The advantages to both the service providers and the marketplace owner are obvious. The former gets more demand, and the latter gets a share of the transactions. The customer gets a super convenient experience, and very often marketplaces have some kind of provider rating mechanisms that help the customer make a more informed choice.

So far, so good. Everyone seems to be winning.

The scam emerges

But this is only the first of the marketplace magic trick, the pledge if you will. Because while providers are enjoying the increased revenue coming via the marketplace, the marketplace itself has already moved on to the next step of the playbook – identifying customer needs. Because it controls the entire supply of customer data (behavioural, transactional, everything), it can now build a very deep understanding of where the customers are, what they want, and when they want it. Initially, the data is used for targeted pricing, advertisements, better-informed product decisions, etc. This stage sees intense competition among marketplaces. Many marketplaces do not come out of this alive. Those that do typically command a tremendous scale of both demand and supply.

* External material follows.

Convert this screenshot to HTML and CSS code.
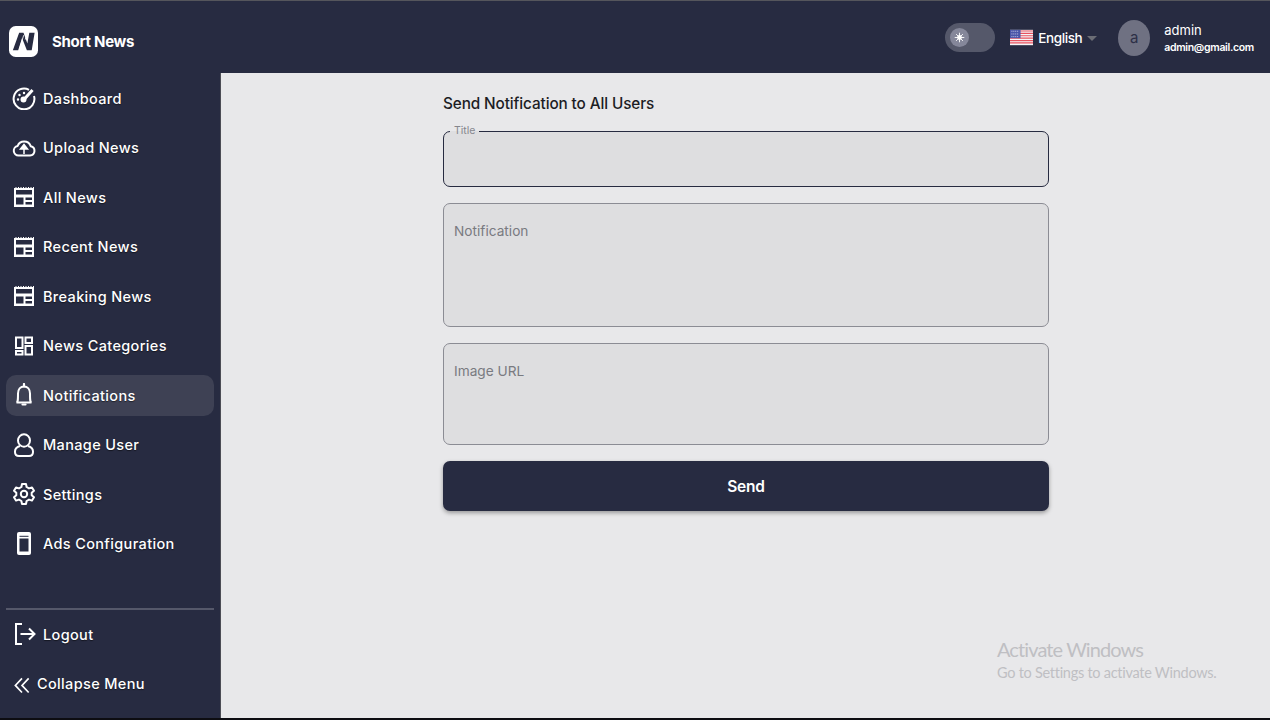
FILE: index.html
```html
<!DOCTYPE html>
<html lang="en">
<head>
    <meta charset="UTF-8">
    <meta name="viewport" content="width=device-width, initial-scale=1.0">
    <title>Short News</title>
    <link rel="stylesheet" href="styles.css">
</head>
<body>
    <header class="topbar">
        <a href="#" class="brand">
            <svg class="logo" viewBox="0 0 30 32">
                <rect width="30" height="32" rx="7" fill="#fff"/>
                <path d="M4 25L10.500 7H15L19 18L21 7H26.500L23.500 25H18.500L13.500 12.500L9.500 25Z" fill="#272b41"/>
                <path d="M10.800 24L15.200 9.500M18.800 8L16.800 14" stroke="#fff" stroke-width=".9" fill="none"/>
            </svg>
            <span class="brand-name">Short News</span>
        </a>
        <div class="topbar-right">
            <div class="theme-toggle">
                <span class="toggle-knob">
                    <svg viewBox="0 0 12 12" class="sun">
                        <circle cx="6" cy="6" r="2.6" fill="#fff"/>
                        <path d="M6 .8V11.2M.8 6H11.2M2.3 2.3L9.7 9.7M9.7 2.3L2.3 9.7" stroke="#fff" stroke-width="1"/>
                    </svg>
                </span>
            </div>
            <div class="lang">
                <svg class="flag" viewBox="0 0 24 16">
                    <rect width="24" height="16" fill="#f5f5f7"/>
                    <path d="M0 1.2H24M0 3.7H24M0 6.2H24M0 8.7H24M0 11.2H24M0 13.7H24" stroke="#e8525f" stroke-width="1.25"/>
                    <rect width="11" height="8.7" fill="#4a55a8"/>
                    <path d="M1.5 1.5h8M1.5 4.3h8M1.5 7.1h8" stroke="#c9cce8" stroke-width="1" stroke-dasharray="1 1"/>
                </svg>
                <span class="lang-name">English</span>
                <span class="caret"></span>
            </div>
            <div class="avatar">a</div>
            <div class="user">
                <span class="user-name">admin</span>
                <span class="user-mail">admin@gmail.com</span>
            </div>
        </div>
    </header>

    <div class="layout">
        <nav class="sidebar">
            <ul class="menu">
                <li class="menu-item">
                    <svg class="icon" viewBox="0 0 24 24"><path d="M17 3.800A10.400 10.400 0 1 0 22 10"/><path d="M12 13.500L20.500 4" stroke-width="3"/><circle cx="11.500" cy="13.500" r="2" fill="#fff"/><path d="M6 13.500h.01M7.500 9h.01M12 7h.01" stroke-width="2.400" stroke-linecap="round"/></svg>
                    Dashboard
                </li>
                <li class="menu-item">
                    <svg class="icon" viewBox="0 0 24 24"><path d="M6.500 19.500A4.800 4.800 0 0 1 5.600 10 7 7 0 0 1 18.700 10.200 4.700 4.700 0 0 1 18 19.500Z"/><path d="M12 18V12M8.500 13L12 8.500 15.500 13Z" fill="#fff" stroke-width="1.500"/></svg>
                    Upload News
                </li>
                <li class="menu-item">
                    <svg class="icon news" viewBox="0 0 24 24"><rect x="2" y="2" width="20" height="20" fill="#fff"/><path d="M2 2.500H22" stroke="#272b41" stroke-width="1" stroke-dasharray="1.500 1"/><path d="M4 5H20V9.500H4ZM4 12.500H11.500V19.500H4ZM13.500 12.500H20V15H13.500ZM13.500 17H20V19.500H13.500Z" fill="#272b41"/></svg>
                    All News
                </li>
                <li class="menu-item">
                    <svg class="icon news" viewBox="0 0 24 24"><rect x="2" y="2" width="20" height="20" fill="#fff"/><path d="M2 2.500H22" stroke="#272b41" stroke-width="1" stroke-dasharray="1.500 1"/><path d="M4 5H20V9.500H4ZM4 12.500H11.500V19.500H4ZM13.500 12.500H20V15H13.500ZM13.500 17H20V19.500H13.500Z" fill="#272b41"/></svg>
                    Recent News
                </li>
                <li class="menu-item">
                    <svg class="icon news" viewBox="0 0 24 24"><rect x="2" y="2" width="20" height="20" fill="#fff"/><path d="M2 2.500H22" stroke="#272b41" stroke-width="1" stroke-dasharray="1.500 1"/><path d="M4 5H20V9.500H4ZM4 12.500H11.500V19.500H4ZM13.500 12.500H20V15H13.500ZM13.500 17H20V19.500H13.500Z" fill="#272b41"/></svg>
                    Breaking News
                </li>
                <li class="menu-item">
                    <svg class="icon" viewBox="0 0 24 24"><path d="M4 3.500H10.500V14H4ZM13.500 3.500H20V9H13.500ZM4 17H10.500V20.500H4ZM13.500 12H20V20.500H13.500Z"/></svg>
                    News Categories
                </li>
                <li class="menu-item active">
                    <svg class="icon" viewBox="0 0 24 24"><path d="M4.500 19.500C6 19 6 17 6 10.500 6 6.500 8.500 3.500 12 3.500S18 6.500 18 10.500C18 17 18 19 19.500 19.500Z"/><path d="M12 1V3.500M10.500 21.500H13.500" stroke-linecap="round" stroke-width="2.200"/></svg>
                    Notifications
                </li>
                <li class="menu-item">
                    <svg class="icon" viewBox="0 0 24 24"><ellipse cx="12" cy="7.500" rx="6" ry="6.200"/><path d="M8 13C4.500 14 3 16 3 18.500V19C3 21.500 4.500 23 7 23H17C19.500 23 21 21.500 21 19V18.500C21 16 19.500 14 16 13"/></svg>
                    Manage User
                </li>
                <li class="menu-item">
                    <svg class="icon" viewBox="0 0 24 24"><circle cx="12" cy="12" r="3.200"/><path d="M10 2H14L14.600 5 17 6.400 20 5.400 22 8.800 19.700 10.800V13.200L22 15.200 20 18.600 17 17.600 14.600 19 14 22H10L9.400 19 7 17.600 4 18.600 2 15.200 4.300 13.200V10.800L2 8.800 4 5.400 7 6.400 9.400 5Z" stroke-linejoin="round"/></svg>
                    Settings
                </li>
                <li class="menu-item">
                    <svg class="icon" viewBox="0 0 24 24"><rect x="5" y="0" width="14" height="23" rx="2" fill="#fff" stroke="none"/><rect x="7.500" y="6.500" width="9" height="13" fill="#272b41" stroke="none"/><path d="M7.500 4.300H16.500" stroke="#272b41" stroke-width="1"/></svg>
                    Ads Configuration
                </li>
            </ul>
            <div class="sidebar-bottom">
                <div class="menu-item">
                    <svg class="icon" viewBox="0 0 24 24"><path d="M10 2H4V22H10"/><path d="M8.500 12H22M17 6.500L22.500 12 17 17.500" stroke-width="2"/></svg>
                    Logout
                </div>
                <div class="menu-item collapse">
                    <svg class="icon" viewBox="0 0 24 24"><path d="M12 4L4 12.500 12 21M20 4L12 12.500 20 21"/></svg>
                    Collapse Menu
                </div>
            </div>
        </nav>

        <main class="content">
            <form class="notify-form" action="#">
                <h1 class="form-title">Send Notification to All Users</h1>
                <fieldset class="field field-focus">
                    <legend>Title</legend>
                    <input type="text" name="title">
                </fieldset>
                <textarea class="field area-notification" name="notification" placeholder="Notification"></textarea>
                <textarea class="field area-image" name="image" placeholder="Image URL"></textarea>
                <button type="submit" class="send-btn">Send</button>
            </form>
            <div class="watermark">
                <div class="wm-title">Activate Windows</div>
                <div class="wm-text">Go to Settings to activate Windows.</div>
            </div>
            <span class="edge-tab"></span>
        </main>
    </div>
</body>
</html>
```

FILE: styles.css
```css
* {
    box-sizing: border-box;
}
html, body {
    height: 100%;
}
body {
    margin: 0;
    font-family: Inter, "Liberation Sans", sans-serif;
    display: flex;
    flex-direction: column;
    height: 720px;
    overflow: hidden;
    background-color: #272b41;
    border-top: 1px solid #55565c;
    border-bottom: 2px solid #0d0d12;
}
.topbar {
    display: flex;
    align-items: center;
    justify-content: space-between;
    height: 72px;
    flex-shrink: 0;
    background-color: #272b41;
    color: white;
}
.brand {
    display: flex;
    align-items: center;
    color: white;
    text-decoration: none;
    padding-left: 9px;
    gap: 14px;
    margin-top: 9px;
}
.logo {
    width: 29px;
    height: 31px;
}
.brand-name {
    font-size: 15px;
    font-weight: 700;
    letter-spacing: -0.3px;
}
.topbar-right {
    display: flex;
    align-items: center;
    padding-right: 16px;
    margin-top: 1px;
}
.theme-toggle {
    width: 50px;
    height: 29px;
    border-radius: 15px;
    background-color: #55586a;
    display: flex;
    align-items: center;
    padding-left: 5px;
    margin-right: 15px;
}
.toggle-knob {
    width: 19px;
    height: 19px;
    border-radius: 50%;
    background-color: #85879a;
    display: flex;
    align-items: center;
    justify-content: center;
}
.sun {
    width: 11px;
    height: 11px;
}
.lang {
    display: flex;
    align-items: center;
    margin-right: 21px;
}
.flag {
    width: 23px;
    height: 17px;
    margin-right: 5px;
}
.lang-name {
    width: 43px;
    font-size: 13.5px;
    font-weight: 500;
    letter-spacing: -0.4px;
    white-space: nowrap;
}
.caret {
    width: 0;
    height: 0;
    margin-left: 6px;
    margin-top: 2px;
    border-left: 5px solid transparent;
    border-right: 5px solid transparent;
    border-top: 5px solid #6b6d75;
}
.avatar {
    width: 32px;
    height: 36px;
    border-radius: 50%;
    background-color: #6f7182;
    color: #2d3047;
    display: flex;
    align-items: center;
    justify-content: center;
    font-size: 15px;
    margin-right: 14px;
}
.user {
    display: flex;
    flex-direction: column;
    gap: 3px;
}
.user-name {
    font-size: 13px;
}
.user-mail {
    font-size: 10.5px;
    font-weight: 600;
    letter-spacing: -0.32px;
}
.layout {
    display: flex;
    flex: 1;
    min-height: 0;
}
.sidebar {
    width: 220px;
    flex-shrink: 0;
    display: flex;
    flex-direction: column;
    padding: 4.5px 6px 0;
    color: white;
}
.menu {
    list-style: none;
    margin: 0;
    padding: 0;
    display: flex;
    flex-direction: column;
    gap: 8.5px;
}
.menu-item {
    display: flex;
    align-items: center;
    height: 41px;
    padding-left: 6px;
    gap: 7px;
    font-size: 14.5px;
    font-weight: 500;
    letter-spacing: 0.35px;
    border-radius: 10px;
    text-shadow: 0 1px 1px rgba(0, 0, 0, .5);
}
.menu-item.active {
    background-color: #3e4154;
}
.icon {
    width: 24px;
    height: 24px;
    flex-shrink: 0;
    fill: none;
    stroke: white;
    stroke-width: 2;
}
.icon.news {
    stroke: none;
}
.sidebar-bottom {
    margin-top: 43.5px;
    border-top: 2px solid #55586a;
    padding-top: 4px;
    display: flex;
    flex-direction: column;
    gap: 8.5px;
}
.collapse {
    gap: 5px;
}
.collapse .icon {
    width: 20px;
    height: 20px;
    margin-top: 3px;
}
.content {
    flex: 1;
    position: relative;
    background-color: #e8e8ea;
    border-left: 1px solid #4c4d55;
    padding: 21px 0 0 222px;
}
.notify-form {
    width: 606px;
    display: flex;
    flex-direction: column;
}
.form-title {
    font-size: 15.3px;
    font-weight: 500;
    line-height: 20px;
    margin: 0 0 17px;
    color: #1c1d24;
    letter-spacing: -0.1px;
}
.field {
    display: block;
    width: 100%;
    margin: 0 0 16px;
    border: 1px solid #8b8c94;
    border-radius: 7px;
    background-color: #dedee0;
    font-family: inherit;
    resize: none;
    outline: none;
}
.field-focus {
    border-color: #272b41;
    height: 61px;
    margin-top: -5px;
    padding: 0 6px;
}
.field-focus legend {
    font-size: 10.5px;
    color: #85868d;
    padding: 0 4px;
    line-height: 10px;
}
.field-focus input {
    border: none;
    background: none;
    width: 100%;
    height: 40px;
    outline: none;
}
textarea.field {
    padding: 19px 10px;
    font-size: 13.7px;
    color: #272b41;
}
textarea.field::placeholder {
    color: #797a80;
    opacity: 1;
}
.area-notification {
    height: 124px;
}
.area-image {
    height: 102px;
}
.send-btn {
    height: 50px;
    border: none;
    border-radius: 7px;
    background-color: #272b41;
    color: white;
    font-family: inherit;
    font-size: 15.5px;
    font-weight: 600;
    letter-spacing: -0.2px;
    box-shadow: 0 2px 4px rgba(0, 0, 0, .35);
    cursor: pointer;
}
.watermark {
    position: absolute;
    left: 776px;
    top: 563px;
    color: #bfbfc3;
    font-family: Lato, sans-serif;
}
.wm-title {
    font-size: 20px;
    line-height: 26px;
    letter-spacing: -0.9px;
}
.wm-text {
    font-size: 14.5px;
    line-height: 20px;
    letter-spacing: -0.27px;
    margin-top: 1px;
}
.edge-tab {
    position: absolute;
    left: 52px;
    bottom: -2px;
    width: 34px;
    height: 2px;
    background-color: #55565c;
}
```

This stage is typically too good to be true for both customers and service providers. Service providers haven’t changed their business much but are making a lot more money. Customers are getting insane discounts and near-instant gratification (as compared to the past).

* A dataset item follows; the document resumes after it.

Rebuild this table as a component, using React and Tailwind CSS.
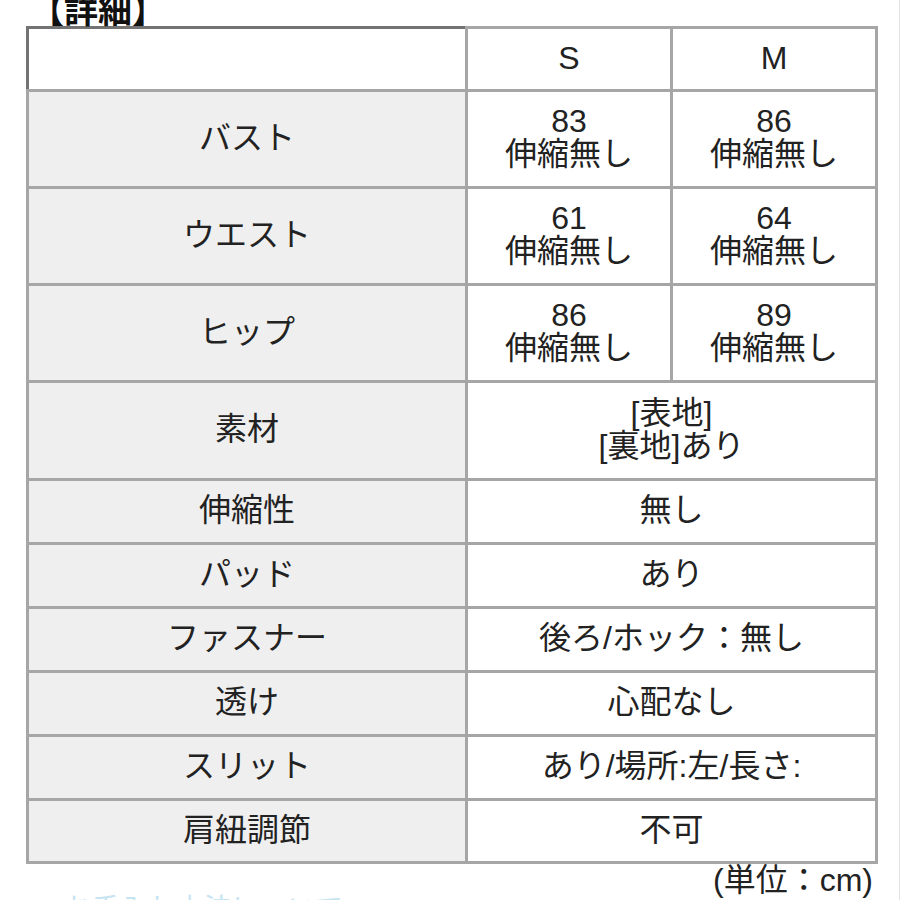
import React from "react";

const ROWS = [
  { label: "バスト", s: ["83", "伸縮無し"], m: ["86", "伸縮無し"], h: "h-[97px]" },
  { label: "ウエスト", s: ["61", "伸縮無し"], m: ["64", "伸縮無し"], h: "h-[97px]" },
  { label: "ヒップ", s: ["86", "伸縮無し"], m: ["89", "伸縮無し"], h: "h-[97px]" },
  { label: "素材", all: ["[表地]", "[裏地]あり"], h: "h-[98px]" },
  { label: "伸縮性", all: ["無し"], h: "h-[64px]" },
  { label: "パッド", all: ["あり"], h: "h-[64px]" },
  { label: "ファスナー", all: ["後ろ/ホック：無し"], h: "h-[64px]" },
  { label: "透け", all: ["心配なし"], h: "h-[64px]" },
  { label: "スリット", all: ["あり/場所:左/長さ:"], h: "h-[64px]" },
  { label: "肩紐調節", all: ["不可"], h: "h-[63px]" },
];

const cell = "border-[3px] border-[#a6a6a6] text-center align-middle p-0";

const Lines = ({ lines }) => (
  <div className="leading-[33px] -mt-[2px]">
    {lines.map((l, i) => (
      <div key={i}>{l}</div>
    ))}
  </div>
);

const App = () => {
  return (
    <div
      className="w-[900px] h-[900px] overflow-hidden bg-white text-[#222] border-r border-[#e2e2e2]"
      style={{ fontFamily: '"Liberation Sans", "Noto Sans CJK JP", sans-serif' }}
    >
      <div className="h-[26px] flex items-end pl-[30px]">
        <div className="text-[34px] font-bold leading-[34px] -mb-[2px] text-[#111]">【詳細】</div>
      </div>
      <table className="ml-[26px] w-[849px] border-collapse table-fixed text-[32px]">
        <colgroup>
          <col className="w-[439px]" />
          <col className="w-[205px]" />
          <col className="w-[205px]" />
        </colgroup>
        <tbody>
          <tr className="h-[63px]">
            <td className={`${cell} border-t-[#737373] border-l-[#737373]`}></td>
            <td className={cell}>
              <Lines lines={["S"]} />
            </td>
            <td className={cell}>
              <Lines lines={["M"]} />
            </td>
          </tr>
          {ROWS.map((r) => (
            <tr key={r.label} className={r.h}>
              <td className={`${cell} bg-[#efefef]`}>
                <Lines lines={[r.label]} />
              </td>
              {r.all ? (
                <td className={cell} colSpan={2}>
                  <Lines lines={r.all} />
                </td>
              ) : (
                <>
                  <td className={cell}>
                    <Lines lines={r.s} />
                  </td>
                  <td className={cell}>
                    <Lines lines={r.m} />
                  </td>
                </>
              )}
            </tr>
          ))}
        </tbody>
      </table>
      <div className="w-[873px] text-right text-[32px] leading-[34px] -mt-[1px]">
        (単位：cm)
      </div>
      <div className="pl-[36px] -mt-[2px] text-[28px] leading-[30px] text-[#c6e4f2]">
        ▲お手入れ方法について
      </div>
    </div>
  );
};

export default App;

Unfortunately for the service providers, this is when marketplaces bring in the next devastating piece of the strategy – replacing the service provider. The thinking goes that why should the marketplace owner share anything with service providers when it can itself become a service provider?  Providing the service is, after all, just a skill that anyone with time and resources can acquire (fairly easily in most domains). So fashion marketplaces like Myntra start their own clothing brands, food marketplaces like Swiggy start their own kitchens, convenience/delivery marketplaces like Dunzo start their own stores and warehouses, travel marketplace like Uber try their hand at self-driving cars, and so on.

Now the scam is beginning to fully reveal itself in the power relationship between the marketplace and the service providers. While the providers were needed in the early days of the platform to solve the marketplace cold-start problem (demand needs supply, supply needs demand), they become a cost as the marketplace builds its own service capabilities. So the marketplace now tries to get a larger and larger share of the proceedings from the providers.

Theoretically, providers that don’t like this could walk away, but by now the whole system has become too dependent on the marketplaces by now. Customers are no longer loyal to stores and brands but are addicted to the convenience of the marketplace (e.g. I almost completely stopped going to my local grocery store and started ordering from Dunzo, Grofers etc). The marketplaces have captures the demand, and are now moving to capture an increasing share of the supply. Sure they can’t capture all of the supply, but they don’t need to as long as they capture the most lucrative bits.

This playbook has now been repeated and perfected by so many marketplaces that it is now the obvious, logical path for any such business. There is no reason to believe that any marketplace will “not” follow it in the future.

In my view, this is not a way of running an economy that can be sustained in the long run. There is a whole socio-economic commentary to be done here about the transfer of wealth and power from  SMEs to a smaller elite, but I will abstain from that here. Instead, I want to focus on a separate aspect of this whole system which makes “the prestige” possible.

Let’s talk about ownership of data.

Ownership of Data

The core reason why marketplaces can make the shift from convenience providers to super-efficient service providers is because of the data they have about customer behaviour. This data being accessible only to the marketplace essentially means that the people providing the actual service have no way of knowing whether they are doing the right things and what else they could do. To be fair, this data at this scale did not exist before the marketplaces came along, but now that it does exist, it skews the marketplace-seller relationship tremendously with no recourse for the latter.

Sure, most marketplaces offer “seller insights” or other such tools for service providers, but that is typically only the tip of the iceberg in terms of information and is typically the marketplace’s view of what the providers should know. once they enter the marketplace world, providers have no leverage to dictate how the business should be run. They surrender much of the agency they had in running their business and have to become robotic followers of whatever the marketplace wants them to do.

The scam eventually turns to customers as well, but spenders are harder to replace so it usually takes longer.

I don’t have an answer to the scam yet, but I do know that the scam exists. End-to-end ownership of functions, in my admittedly limited understanding, is beneficial for individual players but seems to be actively reducing the diversity of actors in the economic ecosystem and creating massive centralized entities, which are eventually powerful enough to act unilaterally and arbitrarily in the system. That is not good.

A more sustainable version of this economic model can “probably” be built by adopting a decentralized model of information ownership where all sale and inventory data is owned by service providers and hence can be retracted anytime, logistics information known to shippers, rating and review know to other neutral observers, and all of them willingly sharing data to build a marketplace experience for the customer.

The current D2C and creator economies are a move towards this structure, but I think that the internet architecture (as it is built today) is yet to truly catch on to this. Most of the creator economy work still happens on centralized platforms, most of which are also closed from a data perspective. True empowerment of creators will require them to physically own their data, and marketplaces to receive consent for receiving this data.

The current marketplace model pretends to be free and open but it is actually the reverse, creating eventually unbalanced power relationships between marketplaces, customers, and sellers. Those of us who are building on the internet can and should do better.